→ DIRECTION:
Print all of the lines exactly. Any picture among them stays out.

##############################

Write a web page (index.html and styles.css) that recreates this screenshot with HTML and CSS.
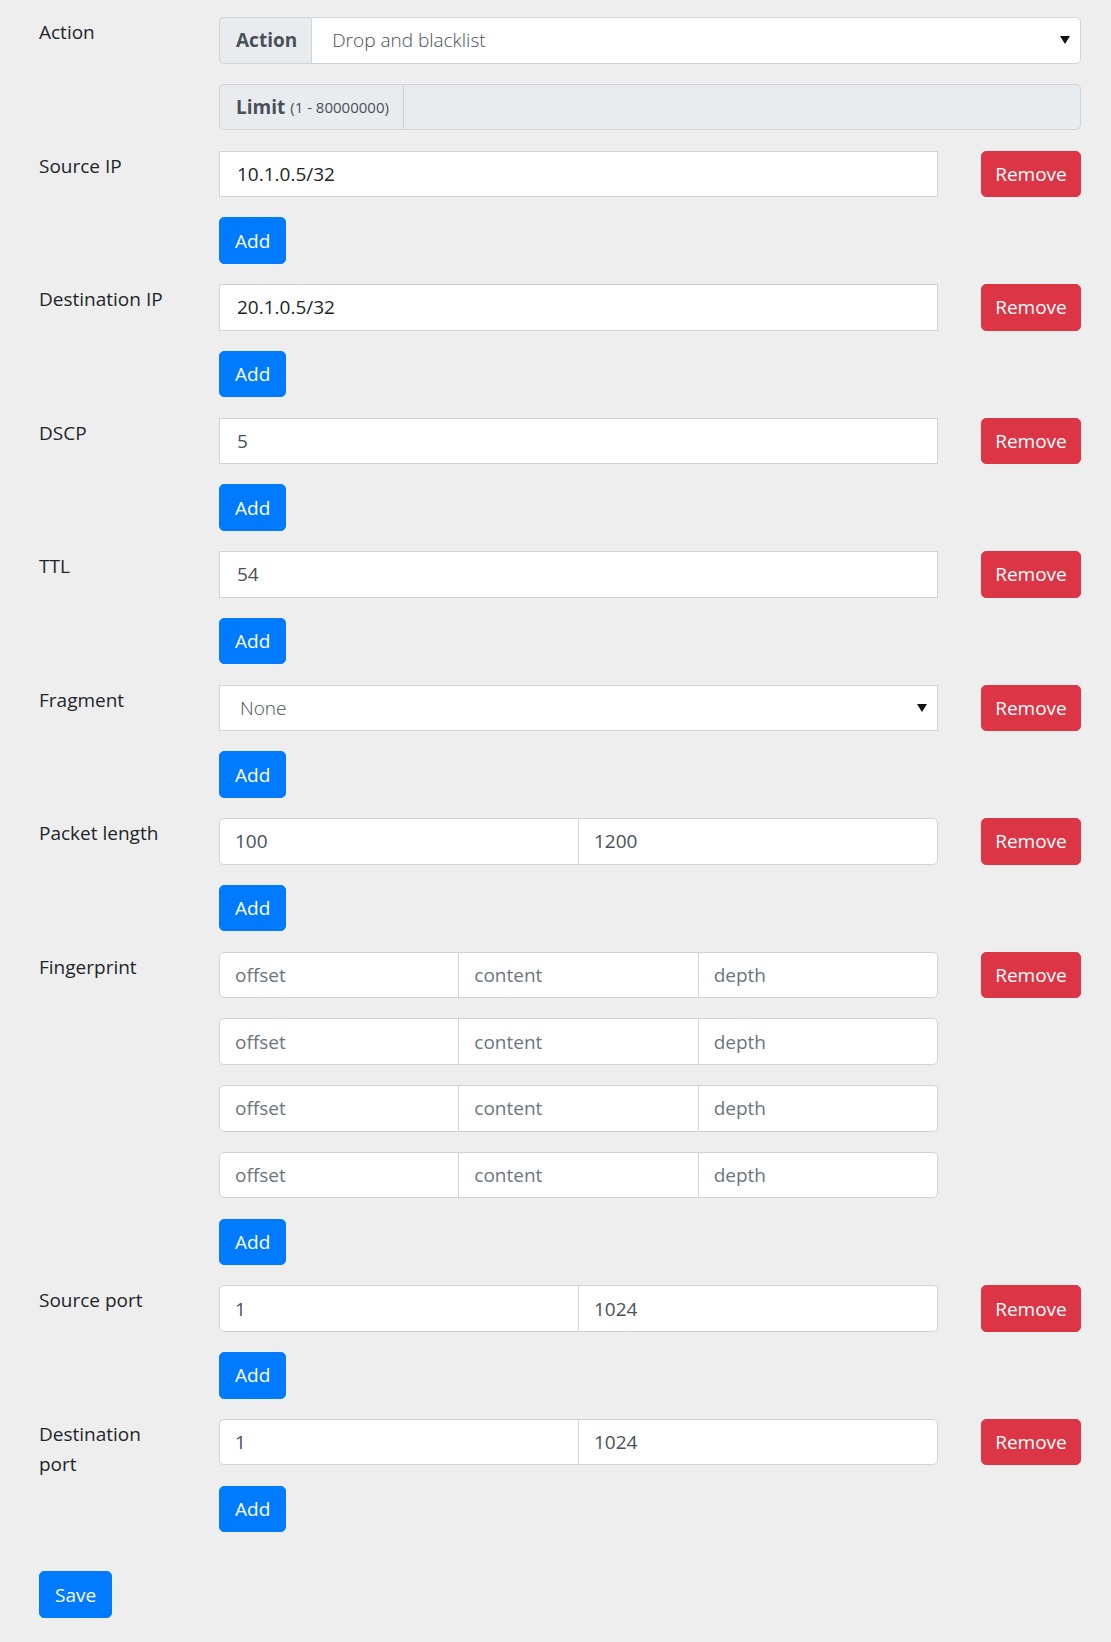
FILE: index.html
```html
<!DOCTYPE html>
<html>
<head>
<meta charset="utf-8">
<link rel="stylesheet" href="styles.css">
</head>
<body>
<form class="form">
  <div class="field">
    <div class="label">Action</div>
    <div class="controls">
      <div class="group">
        <span class="addon"><b>Action</b></span>
        <div class="select select-grouped"><span class="select-text">Drop and blacklist</span><svg class="caret" width="10" height="8" viewBox="0 0 10 8"><path d="M0 0H10L5 8Z" fill="#111"/></svg></div>
      </div>
      <div class="group">
        <span class="addon"><b>Limit</b><small>(1 - 80000000)</small></span>
        <div class="input input-disabled"></div>
      </div>
    </div>
  </div>

  <div class="field">
    <div class="label">Source IP</div>
    <div class="controls">
      <div class="entry">
        <input class="input input-single input-dark" value="10.1.0.5/32">
        <button type="button" class="btn btn-red">Remove</button>
      </div>
      <div class="add-row"><button type="button" class="btn btn-blue">Add</button></div>
    </div>
  </div>

  <div class="field">
    <div class="label">Destination IP</div>
    <div class="controls">
      <div class="entry">
        <input class="input input-single input-dark" value="20.1.0.5/32">
        <button type="button" class="btn btn-red">Remove</button>
      </div>
      <div class="add-row"><button type="button" class="btn btn-blue">Add</button></div>
    </div>
  </div>

  <div class="field">
    <div class="label">DSCP</div>
    <div class="controls">
      <div class="entry">
        <input class="input input-single" value="5">
        <button type="button" class="btn btn-red">Remove</button>
      </div>
      <div class="add-row"><button type="button" class="btn btn-blue">Add</button></div>
    </div>
  </div>

  <div class="field">
    <div class="label">TTL</div>
    <div class="controls">
      <div class="entry">
        <input class="input input-single" value="54">
        <button type="button" class="btn btn-red">Remove</button>
      </div>
      <div class="add-row"><button type="button" class="btn btn-blue">Add</button></div>
    </div>
  </div>

  <div class="field">
    <div class="label">Fragment</div>
    <div class="controls">
      <div class="entry">
        <div class="select select-single"><span class="select-text">None</span><svg class="caret" width="10" height="8" viewBox="0 0 10 8"><path d="M0 0H10L5 8Z" fill="#111"/></svg></div>
        <button type="button" class="btn btn-red">Remove</button>
      </div>
      <div class="add-row"><button type="button" class="btn btn-blue">Add</button></div>
    </div>
  </div>

  <div class="field">
    <div class="label">Packet length</div>
    <div class="controls">
      <div class="entry">
        <div class="group">
          <input class="input" value="100">
          <input class="input" value="1200">
        </div>
        <button type="button" class="btn btn-red">Remove</button>
      </div>
      <div class="add-row"><button type="button" class="btn btn-blue">Add</button></div>
    </div>
  </div>

  <div class="field">
    <div class="label">Fingerprint</div>
    <div class="controls">
      <div class="entry">
        <div class="group">
          <input class="input" placeholder="offset">
          <input class="input" placeholder="content">
          <input class="input" placeholder="depth">
        </div>
        <button type="button" class="btn btn-red">Remove</button>
      </div>
      <div class="entry">
        <div class="group">
          <input class="input" placeholder="offset">
          <input class="input" placeholder="content">
          <input class="input" placeholder="depth">
        </div>
      </div>
      <div class="entry">
        <div class="group">
          <input class="input" placeholder="offset">
          <input class="input" placeholder="content">
          <input class="input" placeholder="depth">
        </div>
      </div>
      <div class="entry">
        <div class="group">
          <input class="input" placeholder="offset">
          <input class="input" placeholder="content">
          <input class="input" placeholder="depth">
        </div>
      </div>
      <div class="add-row"><button type="button" class="btn btn-blue">Add</button></div>
    </div>
  </div>

  <div class="field">
    <div class="label">Source port</div>
    <div class="controls">
      <div class="entry">
        <div class="group">
          <input class="input" value="1">
          <input class="input" value="1024">
        </div>
        <button type="button" class="btn btn-red">Remove</button>
      </div>
      <div class="add-row"><button type="button" class="btn btn-blue">Add</button></div>
    </div>
  </div>

  <div class="field">
    <div class="label">Destination port</div>
    <div class="controls">
      <div class="entry">
        <div class="group">
          <input class="input" value="1">
          <input class="input" value="1024">
        </div>
        <button type="button" class="btn btn-red">Remove</button>
      </div>
      <div class="add-row"><button type="button" class="btn btn-blue">Add</button></div>
    </div>
  </div>

  <div class="save-row"><button type="button" class="btn btn-blue">Save</button></div>
</form>
</body>
</html>
```
FILE: styles.css
```css
html, body {
  margin: 0;
  padding: 0;
  background: #eeeeee;
}
body {
  font-family: "Open Sans", "Noto Sans", "DejaVu Sans", sans-serif;
  font-size: 19px;
  color: #212529;
}
.form {
  display: flex;
  flex-direction: column;
  gap: 20.25px;
  padding: 17px 30px 26px 39px;
  margin: 0;
}
.field {
  display: grid;
  grid-template-columns: 180px 862px;
  align-items: start;
}
.label {
  line-height: 30px;
  padding-top: 0;
  width: 140px;
  color: #212529;
}
.controls {
  display: flex;
  flex-direction: column;
  gap: 20.25px;
}
.entry {
  display: grid;
  grid-template-columns: 719px 100px;
  column-gap: 43px;
}
.group {
  display: flex;
  height: 46.5px;
}
.addon {
  display: flex;
  align-items: center;
  padding: 0 14px 0 16px;
  background: #e9ecef;
  border: 1px solid #ced4da;
  border-right: none;
  border-radius: 5px 0 0 5px;
  color: #495057;
  white-space: nowrap;
  box-sizing: border-box;
}
.addon b {
  font-weight: 700;
}
.addon small {
  font-size: 15px;
  margin-left: 5px;
}
.input {
  flex: 1 1 0;
  min-width: 0;
  height: 46.5px;
  box-sizing: border-box;
  margin: 0;
  padding: 0 15px;
  border: 1px solid #ced4da;
  background: #ffffff;
  font-family: inherit;
  font-size: 19px;
  color: #495057;
  outline: none;
}
.input::placeholder {
  color: #6c757d;
  opacity: 1;
}
.input-dark {
  color: #212529;
}
.input-single {
  border-radius: 0;
  width: 100%;
  padding-left: 17px;
}
.input-disabled {
  background: #e9ecef;
  border-radius: 0 5px 5px 0;
}
.group .input {
  border-radius: 0;
}
.group .input + .input {
  margin-left: -1px;
}
.group .input:first-child {
  border-radius: 5px 0 0 5px;
}
.group .input:last-child {
  border-radius: 0 5px 5px 0;
}
.select {
  display: flex;
  align-items: center;
  height: 46.5px;
  box-sizing: border-box;
  background: #ffffff;
  border: 1px solid #ced4da;
  color: #495057;
  padding: 0 10px 0 20px;
  font-weight: 300;
}
.select-grouped {
  flex: 1 1 0;
  border-radius: 0 5px 5px 0;
}
.select-single {
  border-radius: 0;
  padding-left: 20px;
}
.select-text {
  flex: 1 1 auto;
}
.caret {
  display: block;
  flex: none;
}
.btn {
  height: 46.5px;
  box-sizing: border-box;
  border: 1px solid transparent;
  border-radius: 5px;
  padding: 0 15px;
  font-family: inherit;
  font-size: 19px;
  color: #ffffff;
  cursor: pointer;
  margin: 0;
}
.btn-blue {
  background: #007bff;
  border-color: #007bff;
}
.btn-red {
  background: #dc3545;
  border-color: #dc3545;
  width: 100px;
  padding: 0;
}
.add-row {
  display: flex;
}
.save-row {
  display: flex;
  margin-top: 19px;
}
```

##############################

→ SOLUTION BELOW:
Write a web page (index.html and styles.css) that recreates this screenshot with HTML and CSS.
FILE: index.html
```html
<!DOCTYPE html>
<html>
<head>
<meta charset="utf-8">
<link rel="stylesheet" href="styles.css">
</head>
<body>
<form class="form">
  <div class="field">
    <div class="label">Action</div>
    <div class="controls">
      <div class="group">
        <span class="addon"><b>Action</b></span>
        <div class="select select-grouped"><span class="select-text">Drop and blacklist</span><svg class="caret" width="10" height="8" viewBox="0 0 10 8"><path d="M0 0H10L5 8Z" fill="#111"/></svg></div>
      </div>
      <div class="group">
        <span class="addon"><b>Limit</b><small>(1 - 80000000)</small></span>
        <div class="input input-disabled"></div>
      </div>
    </div>
  </div>

  <div class="field">
    <div class="label">Source IP</div>
    <div class="controls">
      <div class="entry">
        <input class="input input-single input-dark" value="10.1.0.5/32">
        <button type="button" class="btn btn-red">Remove</button>
      </div>
      <div class="add-row"><button type="button" class="btn btn-blue">Add</button></div>
    </div>
  </div>

  <div class="field">
    <div class="label">Destination IP</div>
    <div class="controls">
      <div class="entry">
        <input class="input input-single input-dark" value="20.1.0.5/32">
        <button type="button" class="btn btn-red">Remove</button>
      </div>
      <div class="add-row"><button type="button" class="btn btn-blue">Add</button></div>
    </div>
  </div>

  <div class="field">
    <div class="label">DSCP</div>
    <div class="controls">
      <div class="entry">
        <input class="input input-single" value="5">
        <button type="button" class="btn btn-red">Remove</button>
      </div>
      <div class="add-row"><button type="button" class="btn btn-blue">Add</button></div>
    </div>
  </div>

  <div class="field">
    <div class="label">TTL</div>
    <div class="controls">
      <div class="entry">
        <input class="input input-single" value="54">
        <button type="button" class="btn btn-red">Remove</button>
      </div>
      <div class="add-row"><button type="button" class="btn btn-blue">Add</button></div>
    </div>
  </div>

  <div class="field">
    <div class="label">Fragment</div>
    <div class="controls">
      <div class="entry">
        <div class="select select-single"><span class="select-text">None</span><svg class="caret" width="10" height="8" viewBox="0 0 10 8"><path d="M0 0H10L5 8Z" fill="#111"/></svg></div>
        <button type="button" class="btn btn-red">Remove</button>
      </div>
      <div class="add-row"><button type="button" class="btn btn-blue">Add</button></div>
    </div>
  </div>

  <div class="field">
    <div class="label">Packet length</div>
    <div class="controls">
      <div class="entry">
        <div class="group">
          <input class="input" value="100">
          <input class="input" value="1200">
        </div>
        <button type="button" class="btn btn-red">Remove</button>
      </div>
      <div class="add-row"><button type="button" class="btn btn-blue">Add</button></div>
    </div>
  </div>

  <div class="field">
    <div class="label">Fingerprint</div>
    <div class="controls">
      <div class="entry">
        <div class="group">
          <input class="input" placeholder="offset">
          <input class="input" placeholder="content">
          <input class="input" placeholder="depth">
        </div>
        <button type="button" class="btn btn-red">Remove</button>
      </div>
      <div class="entry">
        <div class="group">
          <input class="input" placeholder="offset">
          <input class="input" placeholder="content">
          <input class="input" placeholder="depth">
        </div>
      </div>
      <div class="entry">
        <div class="group">
          <input class="input" placeholder="offset">
          <input class="input" placeholder="content">
          <input class="input" placeholder="depth">
        </div>
      </div>
      <div class="entry">
        <div class="group">
          <input class="input" placeholder="offset">
          <input class="input" placeholder="content">
          <input class="input" placeholder="depth">
        </div>
      </div>
      <div class="add-row"><button type="button" class="btn btn-blue">Add</button></div>
    </div>
  </div>

  <div class="field">
    <div class="label">Source port</div>
    <div class="controls">
      <div class="entry">
        <div class="group">
          <input class="input" value="1">
          <input class="input" value="1024">
        </div>
        <button type="button" class="btn btn-red">Remove</button>
      </div>
      <div class="add-row"><button type="button" class="btn btn-blue">Add</button></div>
    </div>
  </div>

  <div class="field">
    <div class="label">Destination port</div>
    <div class="controls">
      <div class="entry">
        <div class="group">
          <input class="input" value="1">
          <input class="input" value="1024">
        </div>
        <button type="button" class="btn btn-red">Remove</button>
      </div>
      <div class="add-row"><button type="button" class="btn btn-blue">Add</button></div>
    </div>
  </div>

  <div class="save-row"><button type="button" class="btn btn-blue">Save</button></div>
</form>
</body>
</html>
```
FILE: styles.css
```css
html, body {
  margin: 0;
  padding: 0;
  background: #eeeeee;
}
body {
  font-family: "Open Sans", "Noto Sans", "DejaVu Sans", sans-serif;
  font-size: 19px;
  color: #212529;
}
.form {
  display: flex;
  flex-direction: column;
  gap: 20.25px;
  padding: 17px 30px 26px 39px;
  margin: 0;
}
.field {
  display: grid;
  grid-template-columns: 180px 862px;
  align-items: start;
}
.label {
  line-height: 30px;
  padding-top: 0;
  width: 140px;
  color: #212529;
}
.controls {
  display: flex;
  flex-direction: column;
  gap: 20.25px;
}
.entry {
  display: grid;
  grid-template-columns: 719px 100px;
  column-gap: 43px;
}
.group {
  display: flex;
  height: 46.5px;
}
.addon {
  display: flex;
  align-items: center;
  padding: 0 14px 0 16px;
  background: #e9ecef;
  border: 1px solid #ced4da;
  border-right: none;
  border-radius: 5px 0 0 5px;
  color: #495057;
  white-space: nowrap;
  box-sizing: border-box;
}
.addon b {
  font-weight: 700;
}
.addon small {
  font-size: 15px;
  margin-left: 5px;
}
.input {
  flex: 1 1 0;
  min-width: 0;
  height: 46.5px;
  box-sizing: border-box;
  margin: 0;
  padding: 0 15px;
  border: 1px solid #ced4da;
  background: #ffffff;
  font-family: inherit;
  font-size: 19px;
  color: #495057;
  outline: none;
}
.input::placeholder {
  color: #6c757d;
  opacity: 1;
}
.input-dark {
  color: #212529;
}
.input-single {
  border-radius: 0;
  width: 100%;
  padding-left: 17px;
}
.input-disabled {
  background: #e9ecef;
  border-radius: 0 5px 5px 0;
}
.group .input {
  border-radius: 0;
}
.group .input + .input {
  margin-left: -1px;
}
.group .input:first-child {
  border-radius: 5px 0 0 5px;
}
.group .input:last-child {
  border-radius: 0 5px 5px 0;
}
.select {
  display: flex;
  align-items: center;
  height: 46.5px;
  box-sizing: border-box;
  background: #ffffff;
  border: 1px solid #ced4da;
  color: #495057;
  padding: 0 10px 0 20px;
  font-weight: 300;
}
.select-grouped {
  flex: 1 1 0;
  border-radius: 0 5px 5px 0;
}
.select-single {
  border-radius: 0;
  padding-left: 20px;
}
.select-text {
  flex: 1 1 auto;
}
.caret {
  display: block;
  flex: none;
}
.btn {
  height: 46.5px;
  box-sizing: border-box;
  border: 1px solid transparent;
  border-radius: 5px;
  padding: 0 15px;
  font-family: inherit;
  font-size: 19px;
  color: #ffffff;
  cursor: pointer;
  margin: 0;
}
.btn-blue {
  background: #007bff;
  border-color: #007bff;
}
.btn-red {
  background: #dc3545;
  border-color: #dc3545;
  width: 100px;
  padding: 0;
}
.add-row {
  display: flex;
}
.save-row {
  display: flex;
  margin-top: 19px;
}
```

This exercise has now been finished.